→ INFORMATION SUPPLIED
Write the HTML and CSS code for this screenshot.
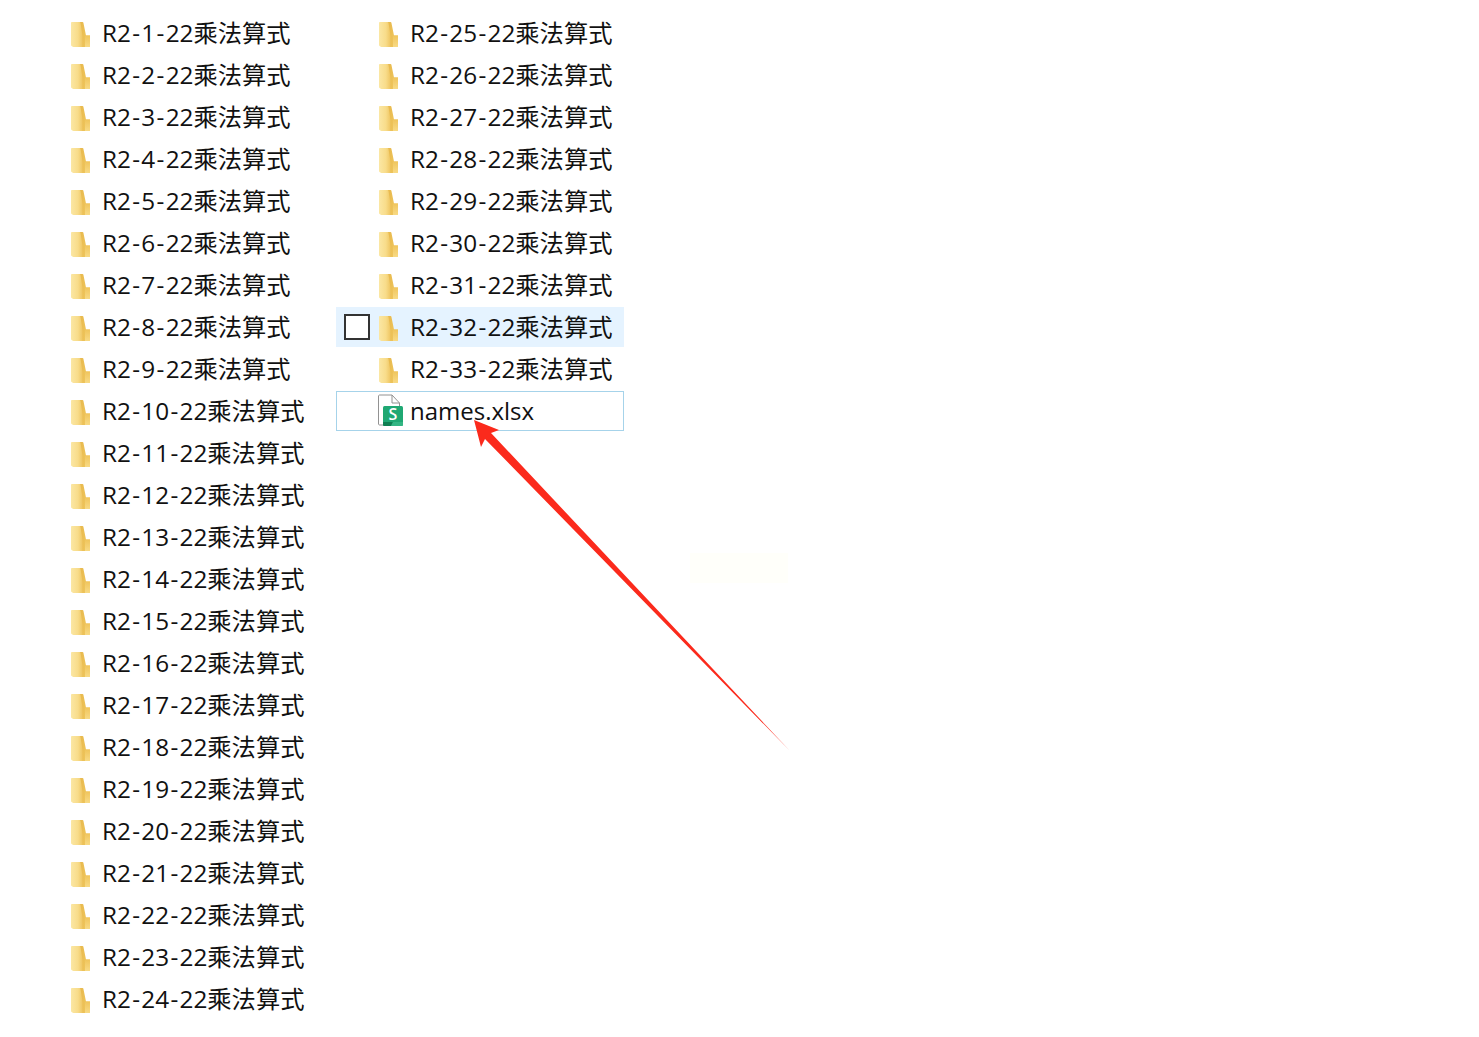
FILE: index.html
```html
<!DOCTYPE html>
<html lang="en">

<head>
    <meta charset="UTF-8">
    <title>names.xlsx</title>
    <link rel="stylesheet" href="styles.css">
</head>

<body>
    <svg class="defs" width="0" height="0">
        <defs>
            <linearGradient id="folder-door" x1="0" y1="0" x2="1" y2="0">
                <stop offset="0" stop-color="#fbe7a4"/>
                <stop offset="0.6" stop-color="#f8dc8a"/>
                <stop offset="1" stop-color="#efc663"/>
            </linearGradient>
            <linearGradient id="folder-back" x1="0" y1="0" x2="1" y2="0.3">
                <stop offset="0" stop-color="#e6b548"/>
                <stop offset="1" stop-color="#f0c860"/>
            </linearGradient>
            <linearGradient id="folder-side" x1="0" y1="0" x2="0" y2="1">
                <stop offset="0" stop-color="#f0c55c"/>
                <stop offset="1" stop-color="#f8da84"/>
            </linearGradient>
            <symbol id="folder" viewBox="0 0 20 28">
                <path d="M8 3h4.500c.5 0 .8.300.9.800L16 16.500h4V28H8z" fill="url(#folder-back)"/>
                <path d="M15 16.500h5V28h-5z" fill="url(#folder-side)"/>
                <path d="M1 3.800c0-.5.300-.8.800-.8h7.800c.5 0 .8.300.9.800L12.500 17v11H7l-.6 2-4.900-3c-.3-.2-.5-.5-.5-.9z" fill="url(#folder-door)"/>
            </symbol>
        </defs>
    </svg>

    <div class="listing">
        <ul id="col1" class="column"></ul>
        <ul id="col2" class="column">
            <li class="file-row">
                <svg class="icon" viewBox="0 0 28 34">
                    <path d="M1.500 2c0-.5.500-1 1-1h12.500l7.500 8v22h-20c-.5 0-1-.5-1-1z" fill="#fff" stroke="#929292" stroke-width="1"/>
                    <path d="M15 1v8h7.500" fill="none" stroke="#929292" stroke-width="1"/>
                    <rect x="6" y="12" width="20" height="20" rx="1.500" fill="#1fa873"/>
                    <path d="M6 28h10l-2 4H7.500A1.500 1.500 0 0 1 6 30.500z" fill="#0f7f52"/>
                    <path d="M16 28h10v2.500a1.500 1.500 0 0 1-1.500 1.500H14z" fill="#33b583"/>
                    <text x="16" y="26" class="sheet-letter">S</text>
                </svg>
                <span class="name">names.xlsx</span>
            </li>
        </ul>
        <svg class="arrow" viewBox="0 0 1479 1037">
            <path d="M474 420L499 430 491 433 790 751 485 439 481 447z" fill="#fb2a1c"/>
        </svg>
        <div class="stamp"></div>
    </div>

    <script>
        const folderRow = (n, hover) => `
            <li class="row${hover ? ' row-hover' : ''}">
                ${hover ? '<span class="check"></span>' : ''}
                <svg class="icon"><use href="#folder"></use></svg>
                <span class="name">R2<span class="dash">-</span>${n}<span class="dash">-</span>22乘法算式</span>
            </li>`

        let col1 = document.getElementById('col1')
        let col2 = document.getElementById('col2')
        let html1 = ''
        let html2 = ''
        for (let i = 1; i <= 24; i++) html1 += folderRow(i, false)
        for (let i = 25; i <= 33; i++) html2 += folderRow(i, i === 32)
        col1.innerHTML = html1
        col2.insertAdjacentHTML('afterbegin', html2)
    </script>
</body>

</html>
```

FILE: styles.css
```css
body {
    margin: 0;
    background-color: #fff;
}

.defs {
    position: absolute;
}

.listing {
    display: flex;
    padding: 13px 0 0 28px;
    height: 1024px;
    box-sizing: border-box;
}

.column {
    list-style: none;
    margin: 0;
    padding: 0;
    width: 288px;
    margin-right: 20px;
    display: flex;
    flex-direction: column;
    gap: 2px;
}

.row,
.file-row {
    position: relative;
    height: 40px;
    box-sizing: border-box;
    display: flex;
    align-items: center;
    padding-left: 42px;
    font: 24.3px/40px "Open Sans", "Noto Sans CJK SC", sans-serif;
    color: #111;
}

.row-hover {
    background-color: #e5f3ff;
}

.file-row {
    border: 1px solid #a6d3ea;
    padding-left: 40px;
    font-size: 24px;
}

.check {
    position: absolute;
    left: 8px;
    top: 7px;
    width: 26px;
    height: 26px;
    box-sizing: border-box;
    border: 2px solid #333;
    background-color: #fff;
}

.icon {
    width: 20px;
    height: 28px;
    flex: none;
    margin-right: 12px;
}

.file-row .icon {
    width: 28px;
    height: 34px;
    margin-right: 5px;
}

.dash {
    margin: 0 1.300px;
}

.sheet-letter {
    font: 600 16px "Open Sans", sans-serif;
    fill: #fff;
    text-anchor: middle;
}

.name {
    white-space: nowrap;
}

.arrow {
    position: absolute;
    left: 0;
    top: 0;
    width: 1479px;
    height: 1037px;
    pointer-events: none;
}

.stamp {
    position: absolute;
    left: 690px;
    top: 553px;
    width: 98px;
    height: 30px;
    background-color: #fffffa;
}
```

→ THE REQUEST
Omit every picture, then repeat the remaining data exactly as it appears above.

→ SOLUTION TO THIS PROBLEM
Write the HTML and CSS code for this screenshot.
FILE: index.html
```html
<!DOCTYPE html>
<html lang="en">

<head>
    <meta charset="UTF-8">
    <title>names.xlsx</title>
    <link rel="stylesheet" href="styles.css">
</head>

<body>
    <svg class="defs" width="0" height="0">
        <defs>
            <linearGradient id="folder-door" x1="0" y1="0" x2="1" y2="0">
                <stop offset="0" stop-color="#fbe7a4"/>
                <stop offset="0.6" stop-color="#f8dc8a"/>
                <stop offset="1" stop-color="#efc663"/>
            </linearGradient>
            <linearGradient id="folder-back" x1="0" y1="0" x2="1" y2="0.3">
                <stop offset="0" stop-color="#e6b548"/>
                <stop offset="1" stop-color="#f0c860"/>
            </linearGradient>
            <linearGradient id="folder-side" x1="0" y1="0" x2="0" y2="1">
                <stop offset="0" stop-color="#f0c55c"/>
                <stop offset="1" stop-color="#f8da84"/>
            </linearGradient>
            <symbol id="folder" viewBox="0 0 20 28">
                <path d="M8 3h4.500c.5 0 .8.300.9.800L16 16.500h4V28H8z" fill="url(#folder-back)"/>
                <path d="M15 16.500h5V28h-5z" fill="url(#folder-side)"/>
                <path d="M1 3.800c0-.5.300-.8.800-.8h7.800c.5 0 .8.300.9.800L12.500 17v11H7l-.6 2-4.900-3c-.3-.2-.5-.5-.5-.9z" fill="url(#folder-door)"/>
            </symbol>
        </defs>
    </svg>

    <div class="listing">
        <ul id="col1" class="column"></ul>
        <ul id="col2" class="column">
            <li class="file-row">
                <svg class="icon" viewBox="0 0 28 34">
                    <path d="M1.500 2c0-.5.500-1 1-1h12.500l7.500 8v22h-20c-.5 0-1-.5-1-1z" fill="#fff" stroke="#929292" stroke-width="1"/>
                    <path d="M15 1v8h7.500" fill="none" stroke="#929292" stroke-width="1"/>
                    <rect x="6" y="12" width="20" height="20" rx="1.500" fill="#1fa873"/>
                    <path d="M6 28h10l-2 4H7.500A1.500 1.500 0 0 1 6 30.500z" fill="#0f7f52"/>
                    <path d="M16 28h10v2.500a1.500 1.500 0 0 1-1.500 1.500H14z" fill="#33b583"/>
                    <text x="16" y="26" class="sheet-letter">S</text>
                </svg>
                <span class="name">names.xlsx</span>
            </li>
        </ul>
        <svg class="arrow" viewBox="0 0 1479 1037">
            <path d="M474 420L499 430 491 433 790 751 485 439 481 447z" fill="#fb2a1c"/>
        </svg>
        <div class="stamp"></div>
    </div>

    <script>
        const folderRow = (n, hover) => `
            <li class="row${hover ? ' row-hover' : ''}">
                ${hover ? '<span class="check"></span>' : ''}
                <svg class="icon"><use href="#folder"></use></svg>
                <span class="name">R2<span class="dash">-</span>${n}<span class="dash">-</span>22乘法算式</span>
            </li>`

        let col1 = document.getElementById('col1')
        let col2 = document.getElementById('col2')
        let html1 = ''
        let html2 = ''
        for (let i = 1; i <= 24; i++) html1 += folderRow(i, false)
        for (let i = 25; i <= 33; i++) html2 += folderRow(i, i === 32)
        col1.innerHTML = html1
        col2.insertAdjacentHTML('afterbegin', html2)
    </script>
</body>

</html>
```

FILE: styles.css
```css
body {
    margin: 0;
    background-color: #fff;
}

.defs {
    position: absolute;
}

.listing {
    display: flex;
    padding: 13px 0 0 28px;
    height: 1024px;
    box-sizing: border-box;
}

.column {
    list-style: none;
    margin: 0;
    padding: 0;
    width: 288px;
    margin-right: 20px;
    display: flex;
    flex-direction: column;
    gap: 2px;
}

.row,
.file-row {
    position: relative;
    height: 40px;
    box-sizing: border-box;
    display: flex;
    align-items: center;
    padding-left: 42px;
    font: 24.3px/40px "Open Sans", "Noto Sans CJK SC", sans-serif;
    color: #111;
}

.row-hover {
    background-color: #e5f3ff;
}

.file-row {
    border: 1px solid #a6d3ea;
    padding-left: 40px;
    font-size: 24px;
}

.check {
    position: absolute;
    left: 8px;
    top: 7px;
    width: 26px;
    height: 26px;
    box-sizing: border-box;
    border: 2px solid #333;
    background-color: #fff;
}

.icon {
    width: 20px;
    height: 28px;
    flex: none;
    margin-right: 12px;
}

.file-row .icon {
    width: 28px;
    height: 34px;
    margin-right: 5px;
}

.dash {
    margin: 0 1.300px;
}

.sheet-letter {
    font: 600 16px "Open Sans", sans-serif;
    fill: #fff;
    text-anchor: middle;
}

.name {
    white-space: nowrap;
}

.arrow {
    position: absolute;
    left: 0;
    top: 0;
    width: 1479px;
    height: 1037px;
    pointer-events: none;
}

.stamp {
    position: absolute;
    left: 690px;
    top: 553px;
    width: 98px;
    height: 30px;
    background-color: #fffffa;
}
```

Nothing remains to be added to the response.